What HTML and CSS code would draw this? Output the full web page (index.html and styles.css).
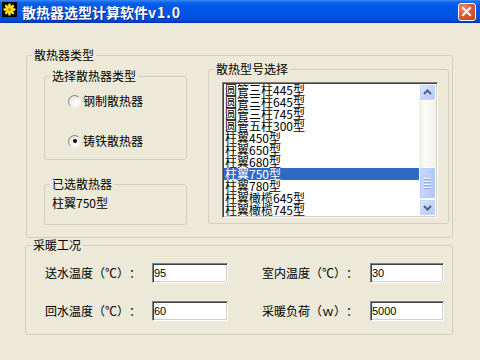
FILE: index.html
```html
<!DOCTYPE html>
<html lang="zh-CN">
<head>
<meta charset="utf-8">
<title>散热器选型计算软件v1.0</title>
<link rel="stylesheet" href="styles.css">
</head>
<body>
<div class="window">
  <div class="titlebar">
    <svg class="app-icon" viewBox="0 0 15 15" width="15" height="15">
      <rect x="0" y="0" width="15" height="15" fill="#000"/>
      <g fill="#FFE31A">
        <rect x="6.3" y="1.5" width="2.4" height="12" rx="0.6"/>
        <rect x="1.5" y="6.3" width="12" height="2.4" rx="0.6"/>
        <rect x="6.3" y="1.5" width="2.4" height="12" rx="0.6" transform="rotate(45 7.5 7.5)"/>
        <rect x="6.3" y="1.5" width="2.4" height="12" rx="0.6" transform="rotate(-45 7.5 7.5)"/>
        <circle cx="7.5" cy="7.5" r="4"/>
      </g>
      <circle cx="7.5" cy="7.5" r="1.6" fill="#C98A00"/>
    </svg>
    <span class="title">散热器选型计算软件<span class="ver">v1.0</span></span>
    <div class="close">
      <svg viewBox="0 0 18 18" width="16" height="16">
        <path d="M4.5 4.5 L12.5 12.5 M12.5 4.5 L4.5 12.5" stroke="#fff" stroke-width="2.2" stroke-linecap="square" fill="none"/>
      </svg>
    </div>
  </div>

  <div class="client">
    <fieldset class="group g-type">
      <legend>散热器类型</legend>
      <div class="type-body">
        <div class="left-col">
          <fieldset class="group g-choose">
            <legend>选择散热器类型</legend>
            <div class="radios">
              <div class="radio"><span class="radio-dot"></span>钢制散热器</div>
              <div class="radio"><span class="radio-dot checked"></span>铸铁散热器</div>
            </div>
          </fieldset>
          <fieldset class="group g-selected">
            <legend>已选散热器</legend>
            <div class="selected-text">柱翼750型</div>
          </fieldset>
        </div>
        <fieldset class="group g-model">
          <legend>散热型号选择</legend>
          <div class="listbox">
            <ul class="items">
              <li>圆管三柱445型</li>
              <li>圆管三柱645型</li>
              <li>圆管三柱745型</li>
              <li>圆管五柱300型</li>
              <li>柱翼450型</li>
              <li>柱翼650型</li>
              <li>柱翼680型</li>
              <li class="sel">柱翼750型</li>
              <li>柱翼780型</li>
              <li>柱翼橄榄645型</li>
              <li>柱翼橄榄745型</li>
            </ul>
            <div class="scrollbar">
              <div class="sb-btn">
                <svg viewBox="0 0 15 15" width="15" height="15"><path d="M4 9 L7.5 5.5 L11 9" stroke="#4D6185" stroke-width="2" fill="none"/></svg>
              </div>
              <div class="sb-track">
                <div class="sb-thumb">
                  <span class="grip"></span><span class="grip"></span><span class="grip"></span><span class="grip"></span>
                </div>
              </div>
              <div class="sb-btn">
                <svg viewBox="0 0 15 15" width="15" height="15"><path d="M4 6 L7.5 9.5 L11 6" stroke="#4D6185" stroke-width="2" fill="none"/></svg>
              </div>
            </div>
          </div>
        </fieldset>
      </div>
    </fieldset>

    <fieldset class="group g-cond">
      <legend>采暖工况</legend>
      <div class="cond-body">
        <div class="field-row">
          <span class="label">送水温度（℃）：</span>
          <input class="field" type="text" value="95" readonly>
          <span class="label label-r">室内温度（℃）：</span>
          <input class="field field-r" type="text" value="30" readonly>
        </div>
        <div class="field-row">
          <span class="label">回水温度（℃）：</span>
          <input class="field" type="text" value="60" readonly>
          <span class="label label-r">采暖负荷（ｗ）：</span>
          <input class="field field-r" type="text" value="5000" readonly>
        </div>
      </div>
    </fieldset>
  </div>
</div>
</body>
</html>
```

FILE: styles.css
```css
* { box-sizing: border-box; }
html, body { margin: 0; padding: 0; }
body {
  width: 480px;
  height: 360px;
  overflow: hidden;
  background: #ECE9D8;
  font-family: "Noto Sans CJK SC", "Noto Sans", sans-serif;
  font-size: 12px;
  color: #000;
  text-spacing-trim: space-all;
}

/* title bar */
.titlebar {
  height: 23px;
  display: flex;
  align-items: center;
  padding-left: 2px;
  background: linear-gradient(to bottom,
    #3C8CF8 0px, #2677F2 1px, #0A61EA 3px, #0058E7 6px,
    #0055E5 14px, #004FDB 18px, #0047CF 21px, #0039B3 22px, #0039B3 23px);
}
.app-icon {
  flex: none;
  align-self: flex-start;
  margin-top: 2px;
}
.title {
  margin-left: 5px;
  color: #fff;
  font-weight: 700;
  font-size: 14px;
  line-height: 16px;
  text-shadow: 1px 1px 0 #0C2A8C;
  white-space: nowrap;
}
.ver { letter-spacing: 1px; }
.close {
  margin-left: auto;
  margin-right: 4px;
  width: 18px;
  height: 18px;
  flex: none;
  display: flex;
  align-items: center;
  justify-content: center;
  border: 1px solid #fff;
  border-radius: 3px;
  background: radial-gradient(circle at 30% 25%, #EE8B6C 0%, #DD5A36 45%, #C23E1B 100%);
}

/* client */
.client { padding: 25px 0 0 25px; }

fieldset.group {
  margin: 0;
  padding: 0;
  min-width: 0;
  border: 1px solid #D0D0BF;
  border-radius: 3px;
}
fieldset.group > legend {
  margin-left: 5px;
  padding: 0 2px;
  font-size: 12px;
  line-height: 14px;
}

.g-type { margin-left: 1px !important; width: 427px; height: 190px; }
.type-body { display: flex; align-items: flex-start; gap: 21px; padding-left: 17px; }
.left-col { display: flex; flex-direction: column; gap: 17px; margin-top: 7px; }

.g-choose { width: 143px; height: 91px; }
.radios { display: flex; flex-direction: column; gap: 20px; padding: 8px 0 0 23px; }
.radio { height: 20px; display: flex; align-items: center; line-height: 20px; }
.radio-dot {
  width: 13px;
  height: 13px;
  flex: none;
  margin-right: 2px;
  border-radius: 50%;
  border: 1px solid;
  border-color: #8E8C84 #F4F3EE #F4F3EE #8E8C84;
  background: radial-gradient(circle at 65% 65%, #FFFFFF 0%, #F2F1EC 45%, #D6D4CC 100%);
  display: flex;
  align-items: center;
  justify-content: center;
}
.radio-dot.checked::after {
  content: "";
  width: 4px;
  height: 4px;
  border-radius: 50%;
  background: #000;
}

.g-selected { width: 143px; height: 48px; }
.selected-text { padding: 5px 0 0 7px; line-height: 14px; }

.g-model { width: 241px; height: 162px; margin-top: 1px; }
.listbox {
  margin: 6px 0 0 13px;
  width: 216px;
  height: 136px;
  display: flex;
  background: #fff;
  border: 1px solid;
  border-color: #808080 #FFFFFF #FFFFFF #808080;
  box-shadow: inset 1px 1px 0 #404040, inset -1px -1px 0 #D4D0C8;
  padding: 1px;
}
.items {
  list-style: none;
  margin: 0;
  padding: 0;
  flex: 1;
  overflow: hidden;
}
.items li {
  height: 12px;
  line-height: 12px;
  padding-left: 1px;
  white-space: nowrap;
}
.items li.sel { background: #316AC5; color: #fff; }

.scrollbar {
  width: 17px;
  flex: none;
  display: flex;
  flex-direction: column;
  background: linear-gradient(to right, #EEEDE5 0%, #FBFBF8 35%, #F3F2EC 100%);
}
.sb-btn {
  height: 17px;
  flex: none;
  border: 1px solid #FFFFFF;
  border-radius: 2px;
  background: linear-gradient(135deg, #E1EAFE 0%, #C6D5FB 50%, #B4C8F6 100%);
  box-shadow: inset 0 0 0 1px #C3D3FD;
  display: flex;
  align-items: center;
  justify-content: center;
}
.sb-track { flex: 1; }
.sb-thumb {
  margin-top: 66px;
  height: 32px;
  border: 1px solid #FFFFFF;
  border-radius: 2px;
  background: linear-gradient(to right, #C9D8FC 0%, #BCCEFA 60%, #B0C6F7 100%);
  box-shadow: inset 0 0 0 1px #B8CBF8;
  display: flex;
  flex-direction: column;
  align-items: center;
  justify-content: center;
  gap: 1px;
}
.grip {
  width: 7px;
  height: 1px;
  background: #EEF4FE;
  box-shadow: 0 1px 0 #8CA6E0;
  margin-bottom: 1px;
}

/* conditions */
.g-cond { width: 428px; height: 97px; margin-top: 16px; }
.cond-body { display: flex; flex-direction: column; gap: 18px; padding: 11px 0 0 19px; }
.field-row { display: flex; align-items: center; height: 20px; }
.label { width: 107px; line-height: 20px; white-space: nowrap; }
.label-r { width: 108px; margin-left: 34px; }
.field {
  width: 76px;
  height: 20px;
  margin: 0;
  padding: 0 0 0 1px;
  border: 1px solid;
  border-color: #808080 #FFFFFF #FFFFFF #808080;
  box-shadow: inset 1px 1px 0 #404040, inset -1px -1px 0 #D4D0C8;
  background: #fff;
  font-family: "Liberation Sans", Arial, sans-serif;
  font-size: 11px;
  color: #000;
  outline: none;
}
.field-r { width: 74px; }
```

Aim:
Pull out and copy each line containing the string "styles".

Response to the task:
What HTML and CSS code would draw this? Output the full web page (index.html and styles.css).
<link rel="stylesheet" href="styles.css">
FILE: styles.css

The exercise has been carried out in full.